Pour autant la question demeurera posée de l'articulation des deux dispositifs de protection. On peut supposer qu'à l'avenir, le Premier ministre sera plus exigeant dans l'examen des demandes, les armateurs disposant d'une solution alternative aux EPE de la Marine nationale grâce à la nouvelle loi et que, par voie de conséquence, le dispositif des EPE qui est monté en puissance au cours des dernières années reviendra à un socle moyen. On ne saurait néanmoins, et notre commission y veillera, admettre un démantèlement de ces activités sous ce prétexte. L'arithmétique sommaire ne doit pas trouver là un terrain d'exercice parce que l'embarquement des EPE constitue un mode de formation et de maintien en condition opérationnelle des fusiliers-commandos de la Marine et parce qu'on ne peut préjuger ni d'une stabilité de la menace ni de la capacité des sociétés privées à répondre aux demandes qui résulteraient de son accroissement. Enfin, la promulgation de cette loi ne doit pas conduire à relâcher l'effort de contrôle maritime et de lutte contre la piraterie par le déploiement dans certaines zones dangereuses de bâtiments de la Marine nationale tant que les Etats côtiers sont dans l'incapacité d'éradiquer ce phénomène.

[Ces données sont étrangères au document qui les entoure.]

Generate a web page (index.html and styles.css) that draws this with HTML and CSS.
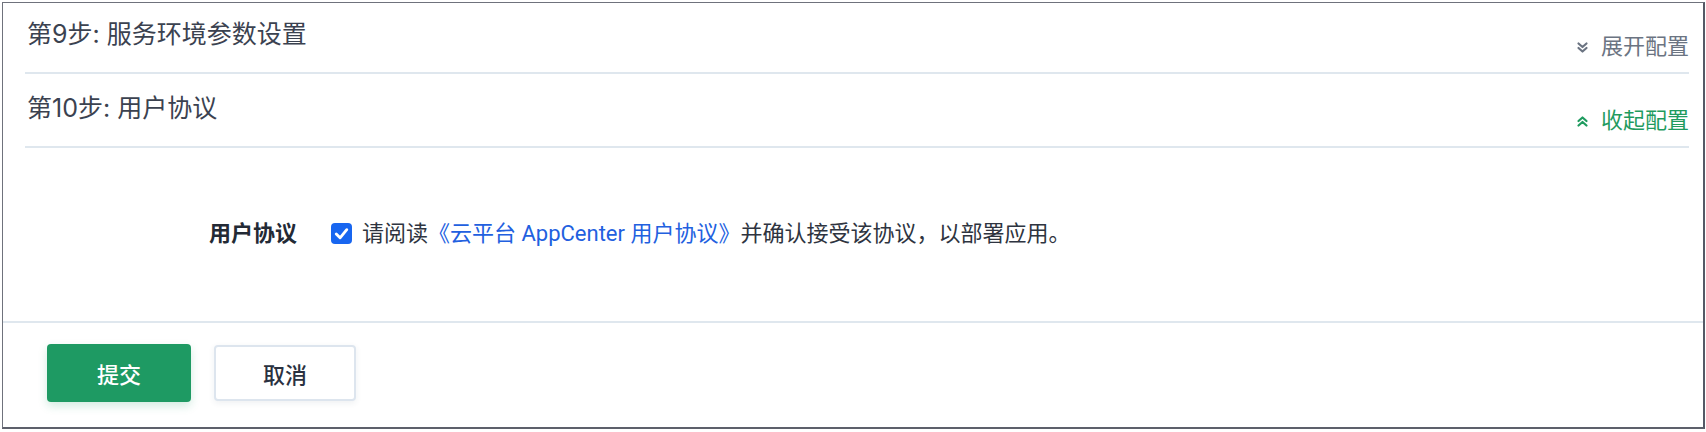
FILE: index.html
```html
<!DOCTYPE html>
<html lang="zh-CN">
<head>
<meta charset="utf-8">
<title>用户协议</title>
<link rel="stylesheet" href="styles.css">
</head>
<body>
<div class="frame">
  <div class="step step-first">
    <div class="step-title">第9步: 服务环境参数设置</div>
    <div class="toggle toggle-closed">
      <svg class="chev" viewBox="0 0 13 13" width="13" height="13"><polyline points="2.5,2.5 6.5,6 10.5,2.5"/><polyline points="2.5,7 6.5,10.5 10.5,7"/></svg>
      <span>展开配置</span>
    </div>
  </div>
  <div class="step step-second">
    <div class="step-title">第10步: 用户协议</div>
    <div class="toggle toggle-open">
      <svg class="chev" viewBox="0 0 13 13" width="13" height="13"><polyline points="2.5,6 6.5,2.5 10.5,6"/><polyline points="2.5,10.5 6.5,7 10.5,10.5"/></svg>
      <span>收起配置</span>
    </div>
  </div>
  <div class="form-body">
    <div class="form-row">
      <div class="form-label">用户协议</div>
      <span class="checkbox">
        <svg viewBox="0 0 22 22" width="22" height="22"><polyline points="5.5,11.5 9.5,15.5 16.5,7"/></svg>
      </span>
      <div class="form-text">请阅读<a class="link" href="#">《云平台 AppCenter 用户协议》</a>并确认接受该协议，以部署应用。</div>
    </div>
  </div>
  <div class="footer">
    <button class="btn btn-primary">提交</button>
    <button class="btn btn-default">取消</button>
  </div>
</div>
</body>
</html>
```
FILE: styles.css
```css
* { box-sizing: border-box; }
html, body { margin: 0; padding: 0; background: #ffffff; }
body {
  font-family: Roboto, "Noto Sans CJK SC", "Noto Sans", sans-serif;
  color: #2e3440;
}
.frame {
  margin: 2px 1px 0 2px;
  height: 427px;
  border: 1px solid #6f727c;
  border-right: 2px solid #555966;
  border-bottom: 2px solid #5d606b;
  display: flex;
  flex-direction: column;
}
.step {
  margin: 0 14px 0 22px;
  display: flex;
  justify-content: space-between;
  border-bottom: 2px solid #dfe7ee;
}
.step-first { height: 71px; padding-top: 13px; }
.step-second { height: 74px; padding-top: 16px; }
.step-title {
  align-self: flex-start;
  font-family: Inter, "Noto Sans CJK SC", sans-serif;
  font-size: 25px;
  line-height: 36px;
  color: #3b4250;
  padding-left: 2px;
}
.toggle {
  align-self: flex-end;
  display: flex;
  align-items: center;
  gap: 12px;
  font-size: 22px;
  line-height: 30px;
  padding-bottom: 10px;
}
.toggle-closed { color: #6b7482; }
.toggle-open { color: #1f9b5f; }
.chev { display: block; fill: none; stroke: currentColor; stroke-width: 2.2; stroke-linecap: round; stroke-linejoin: round; }
.form-body {
  height: 173px;
  display: flex;
  align-items: center;
  padding-bottom: 2px;
}
.form-row {
  display: flex;
  align-items: center;
  padding-left: 194px;
}
.form-label {
  width: 100px;
  text-align: right;
  font-size: 22px;
  font-weight: 700;
  color: #232a35;
  line-height: 30px;
}
.checkbox {
  margin-left: 34px;
  width: 21px;
  height: 21px;
  border-radius: 4px;
  background: #1866f0;
  display: flex;
  align-items: center;
  justify-content: center;
}
.checkbox svg { width: 21px; height: 21px; fill: none; stroke: #ffffff; stroke-width: 3; stroke-linecap: round; stroke-linejoin: round; }
.form-text {
  margin-left: 10px;
  font-size: 22px;
  line-height: 30px;
  color: #2e3440;
}
.link { color: #2260df; text-decoration: none; }
.footer {
  flex: 1;
  border-top: 2px solid #dfe7ee;
  display: flex;
  align-items: flex-start;
  gap: 23px;
  padding: 21px 0 0 44px;
}
.btn {
  font-family: inherit;
  font-size: 22px;
  border-radius: 4px;
  cursor: pointer;
  margin: 0;
}
.btn-primary {
  width: 144px;
  height: 58px;
  background: #1e9a63;
  color: #ffffff;
  border: none;
  font-weight: 500;
  box-shadow: 0 4px 10px rgba(30, 154, 99, 0.2);
}
.btn-default {
  width: 142px;
  height: 56px;
  margin-top: 1px;
  background: #ffffff;
  color: #2a3140;
  border: 2px solid #dde5ee;
  font-weight: 500;
  box-shadow: 0 2px 6px rgba(40, 60, 90, 0.08);
}
```
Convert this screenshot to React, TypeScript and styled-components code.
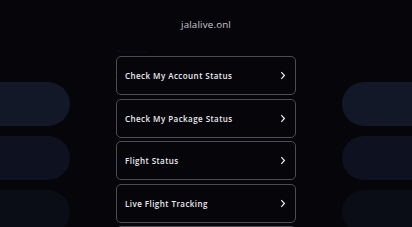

En conclusion, ce projet de loi étend les modalités de protection à la disposition des armateurs. Il n'ouvre ni le dossier des externalisations, ni celui du recours aux entreprises de sécurité et de défense y compris dans sa dimension internationale, ni celui de la définition des conditions d'emplois de prestataires privés dans le cadre d'opérations extérieures, notamment pour la maintenance des matériels, lesquelles mériteraient d'être précisées. Autant de questions sur lesquelles notre commission aura matière à réflexion dans les mois ou les années à venir, n'en doutons pas.

Tel est le projet d'avis que je soumets à votre appréciation. Je tiendrai naturellement compte de vos observations lorsque j'aurai à m'exprimer jeudi après-midi en séance publique.